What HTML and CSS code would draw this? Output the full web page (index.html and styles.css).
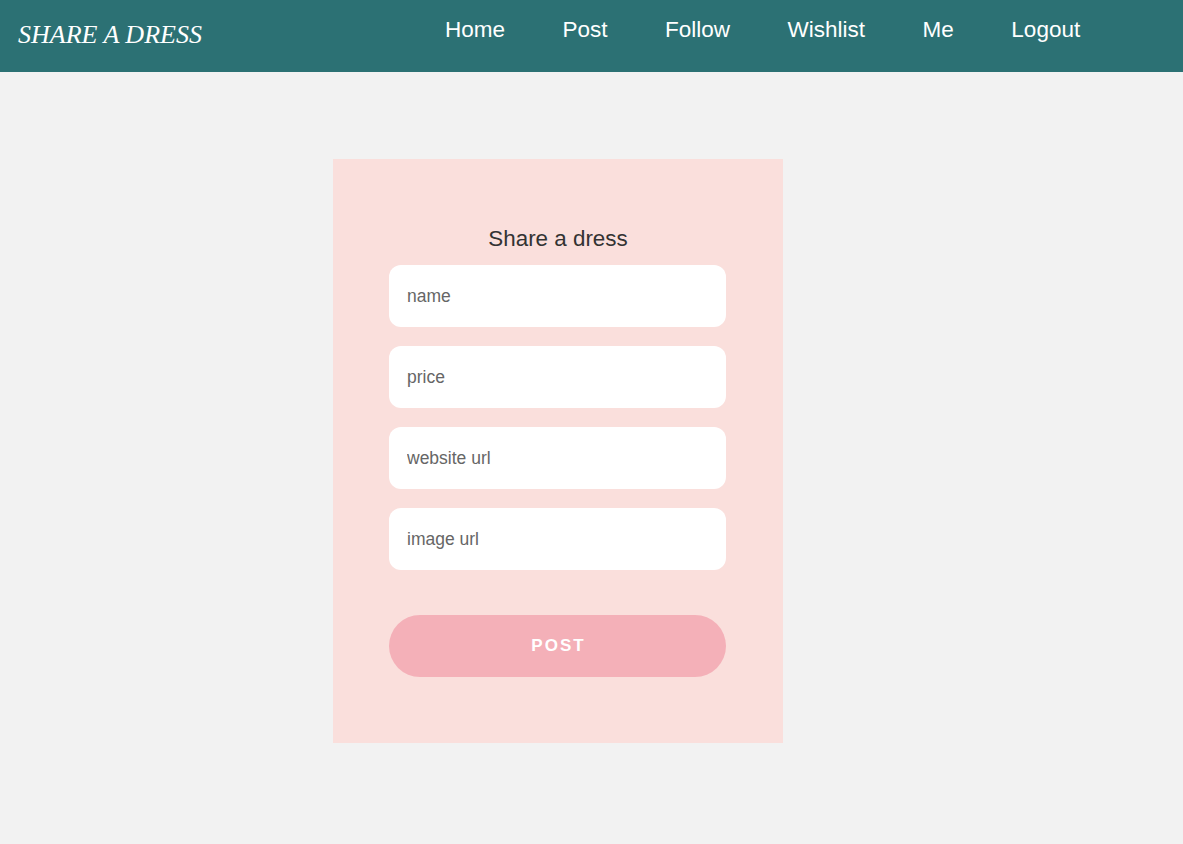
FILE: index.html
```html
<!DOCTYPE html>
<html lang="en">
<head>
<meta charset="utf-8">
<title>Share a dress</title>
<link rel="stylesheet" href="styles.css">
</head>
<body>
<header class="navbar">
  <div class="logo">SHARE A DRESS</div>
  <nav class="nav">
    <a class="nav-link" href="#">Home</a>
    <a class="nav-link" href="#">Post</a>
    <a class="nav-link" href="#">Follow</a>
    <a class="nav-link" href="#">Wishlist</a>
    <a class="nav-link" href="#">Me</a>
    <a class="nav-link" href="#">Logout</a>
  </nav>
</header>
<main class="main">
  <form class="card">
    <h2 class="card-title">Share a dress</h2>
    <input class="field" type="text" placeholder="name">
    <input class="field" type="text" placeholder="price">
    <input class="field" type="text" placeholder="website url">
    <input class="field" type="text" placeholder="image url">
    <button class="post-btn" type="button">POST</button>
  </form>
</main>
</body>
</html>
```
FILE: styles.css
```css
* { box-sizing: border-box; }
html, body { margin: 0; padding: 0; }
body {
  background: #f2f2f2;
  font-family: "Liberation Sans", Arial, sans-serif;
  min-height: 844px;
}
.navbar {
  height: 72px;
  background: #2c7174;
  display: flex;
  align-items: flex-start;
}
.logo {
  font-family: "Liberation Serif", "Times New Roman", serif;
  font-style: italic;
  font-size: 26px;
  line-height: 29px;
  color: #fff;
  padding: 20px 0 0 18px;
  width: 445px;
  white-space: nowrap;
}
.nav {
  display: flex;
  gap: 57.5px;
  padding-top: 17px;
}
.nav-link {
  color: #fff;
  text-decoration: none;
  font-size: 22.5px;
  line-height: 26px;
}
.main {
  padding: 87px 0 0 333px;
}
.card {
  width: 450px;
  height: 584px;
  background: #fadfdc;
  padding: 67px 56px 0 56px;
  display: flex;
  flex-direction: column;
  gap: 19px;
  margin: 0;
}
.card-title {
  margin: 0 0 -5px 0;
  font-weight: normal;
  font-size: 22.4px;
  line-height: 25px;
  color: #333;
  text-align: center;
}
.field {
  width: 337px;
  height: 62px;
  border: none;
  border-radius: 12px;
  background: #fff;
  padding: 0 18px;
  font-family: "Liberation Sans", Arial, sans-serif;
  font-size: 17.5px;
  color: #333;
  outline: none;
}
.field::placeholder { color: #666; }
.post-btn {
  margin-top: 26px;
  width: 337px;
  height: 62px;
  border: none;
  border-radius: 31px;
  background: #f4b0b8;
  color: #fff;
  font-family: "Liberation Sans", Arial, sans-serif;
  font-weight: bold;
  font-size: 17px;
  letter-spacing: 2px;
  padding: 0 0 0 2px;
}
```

---

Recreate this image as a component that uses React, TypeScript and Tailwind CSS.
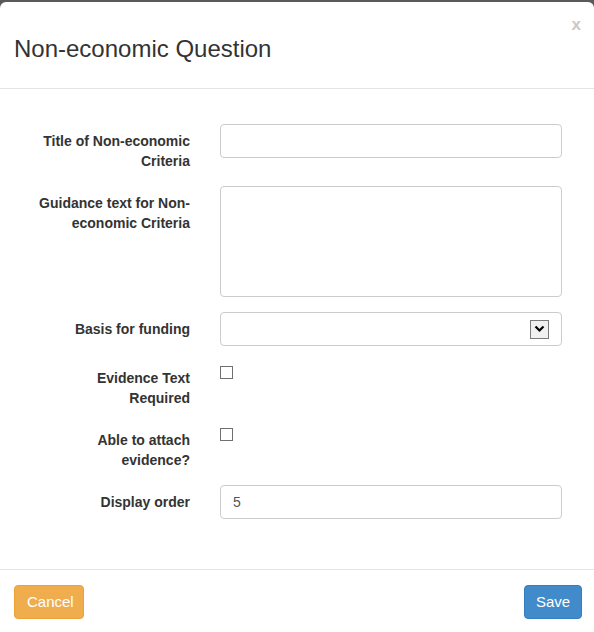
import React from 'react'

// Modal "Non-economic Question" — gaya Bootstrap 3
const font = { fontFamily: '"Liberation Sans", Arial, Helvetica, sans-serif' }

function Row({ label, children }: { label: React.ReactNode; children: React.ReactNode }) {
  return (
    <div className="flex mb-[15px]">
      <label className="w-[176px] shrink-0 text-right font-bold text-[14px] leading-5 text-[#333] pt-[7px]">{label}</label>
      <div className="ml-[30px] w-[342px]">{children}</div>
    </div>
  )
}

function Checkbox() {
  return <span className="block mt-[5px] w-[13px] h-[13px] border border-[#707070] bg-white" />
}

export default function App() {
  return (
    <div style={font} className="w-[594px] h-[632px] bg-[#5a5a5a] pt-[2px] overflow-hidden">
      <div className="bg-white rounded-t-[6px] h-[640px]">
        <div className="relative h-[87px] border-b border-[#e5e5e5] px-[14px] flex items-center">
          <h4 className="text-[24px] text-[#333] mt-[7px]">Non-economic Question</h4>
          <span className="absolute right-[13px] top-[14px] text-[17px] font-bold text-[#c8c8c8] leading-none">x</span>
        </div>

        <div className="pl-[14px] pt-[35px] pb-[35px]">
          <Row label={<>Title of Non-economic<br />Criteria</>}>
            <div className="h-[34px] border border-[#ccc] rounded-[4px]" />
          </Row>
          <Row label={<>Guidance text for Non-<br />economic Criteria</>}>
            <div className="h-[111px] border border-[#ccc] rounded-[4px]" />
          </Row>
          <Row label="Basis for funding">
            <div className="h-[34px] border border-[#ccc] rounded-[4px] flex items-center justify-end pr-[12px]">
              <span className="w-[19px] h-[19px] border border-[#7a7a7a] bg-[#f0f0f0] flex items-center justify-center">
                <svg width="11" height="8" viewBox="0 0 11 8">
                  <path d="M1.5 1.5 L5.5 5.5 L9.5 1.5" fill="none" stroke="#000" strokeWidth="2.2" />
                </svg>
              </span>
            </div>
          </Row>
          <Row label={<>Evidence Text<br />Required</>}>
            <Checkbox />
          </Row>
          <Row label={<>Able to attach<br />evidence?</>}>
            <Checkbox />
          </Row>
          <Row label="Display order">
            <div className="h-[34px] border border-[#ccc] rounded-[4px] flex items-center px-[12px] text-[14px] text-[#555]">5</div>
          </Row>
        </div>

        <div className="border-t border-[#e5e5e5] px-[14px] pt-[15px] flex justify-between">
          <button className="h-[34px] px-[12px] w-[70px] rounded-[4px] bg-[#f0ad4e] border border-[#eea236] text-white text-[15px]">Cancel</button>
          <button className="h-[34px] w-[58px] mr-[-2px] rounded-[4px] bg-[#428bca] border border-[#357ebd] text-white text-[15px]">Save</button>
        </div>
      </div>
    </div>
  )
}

==

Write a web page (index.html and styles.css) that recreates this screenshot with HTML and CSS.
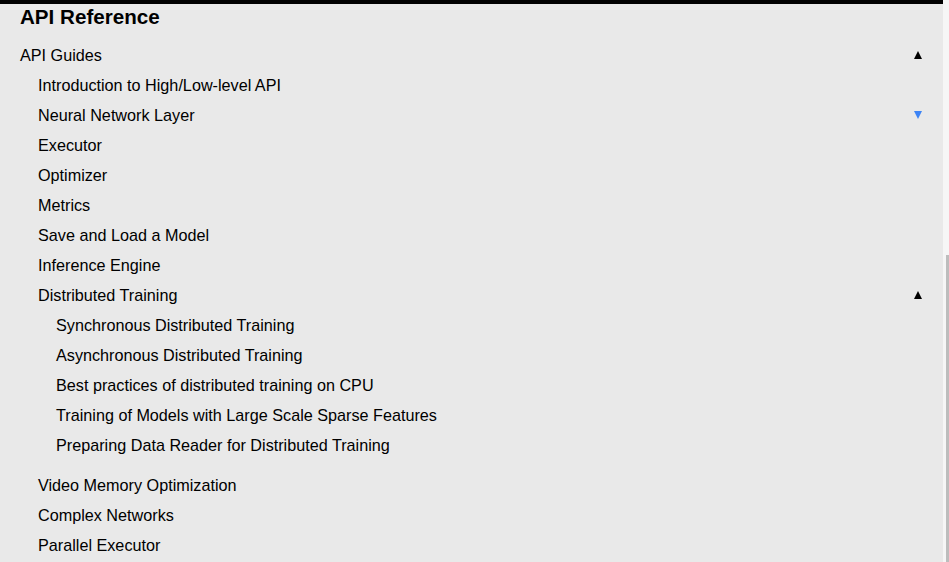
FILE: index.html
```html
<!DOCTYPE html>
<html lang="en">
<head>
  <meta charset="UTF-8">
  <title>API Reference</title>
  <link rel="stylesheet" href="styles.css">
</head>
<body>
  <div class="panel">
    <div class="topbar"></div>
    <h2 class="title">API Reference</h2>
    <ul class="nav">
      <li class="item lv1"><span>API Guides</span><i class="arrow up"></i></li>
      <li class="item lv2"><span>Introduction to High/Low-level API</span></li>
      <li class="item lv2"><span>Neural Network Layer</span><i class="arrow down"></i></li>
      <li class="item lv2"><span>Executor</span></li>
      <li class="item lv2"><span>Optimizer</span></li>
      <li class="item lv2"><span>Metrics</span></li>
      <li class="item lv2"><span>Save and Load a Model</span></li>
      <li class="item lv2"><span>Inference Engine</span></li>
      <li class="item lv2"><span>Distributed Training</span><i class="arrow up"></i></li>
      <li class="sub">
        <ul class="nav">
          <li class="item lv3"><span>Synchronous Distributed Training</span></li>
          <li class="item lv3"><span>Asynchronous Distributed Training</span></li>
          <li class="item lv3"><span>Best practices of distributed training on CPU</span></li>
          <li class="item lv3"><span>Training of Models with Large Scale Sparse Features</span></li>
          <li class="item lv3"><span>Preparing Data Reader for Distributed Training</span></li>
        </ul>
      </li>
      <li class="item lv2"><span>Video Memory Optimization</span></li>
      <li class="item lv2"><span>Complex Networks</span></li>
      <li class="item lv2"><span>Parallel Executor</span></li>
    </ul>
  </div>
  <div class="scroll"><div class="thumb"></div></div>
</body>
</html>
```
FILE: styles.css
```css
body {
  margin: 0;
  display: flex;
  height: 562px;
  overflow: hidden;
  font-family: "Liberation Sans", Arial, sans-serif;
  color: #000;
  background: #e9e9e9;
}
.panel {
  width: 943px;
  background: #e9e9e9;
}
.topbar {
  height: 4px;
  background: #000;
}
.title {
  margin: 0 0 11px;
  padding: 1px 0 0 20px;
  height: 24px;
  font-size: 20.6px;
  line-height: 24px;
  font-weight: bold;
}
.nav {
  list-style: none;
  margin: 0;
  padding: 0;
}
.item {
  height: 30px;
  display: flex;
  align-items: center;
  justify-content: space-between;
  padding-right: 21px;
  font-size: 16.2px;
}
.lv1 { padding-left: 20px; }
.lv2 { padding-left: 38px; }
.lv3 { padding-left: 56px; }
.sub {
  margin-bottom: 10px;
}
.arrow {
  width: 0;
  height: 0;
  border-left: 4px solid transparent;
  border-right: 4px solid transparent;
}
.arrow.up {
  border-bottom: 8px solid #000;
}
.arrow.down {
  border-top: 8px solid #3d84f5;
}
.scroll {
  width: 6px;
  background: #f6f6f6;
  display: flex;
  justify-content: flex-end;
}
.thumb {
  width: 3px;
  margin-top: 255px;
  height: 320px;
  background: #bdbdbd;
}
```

## What is required
Write out every line of the data that holds the word "index".

## Task result
What HTML and CSS code would draw this? Output the full web page (index.html and styles.css).
FILE: index.html
Write a web page (index.html and styles.css) that recreates this screenshot with HTML and CSS.
FILE: index.html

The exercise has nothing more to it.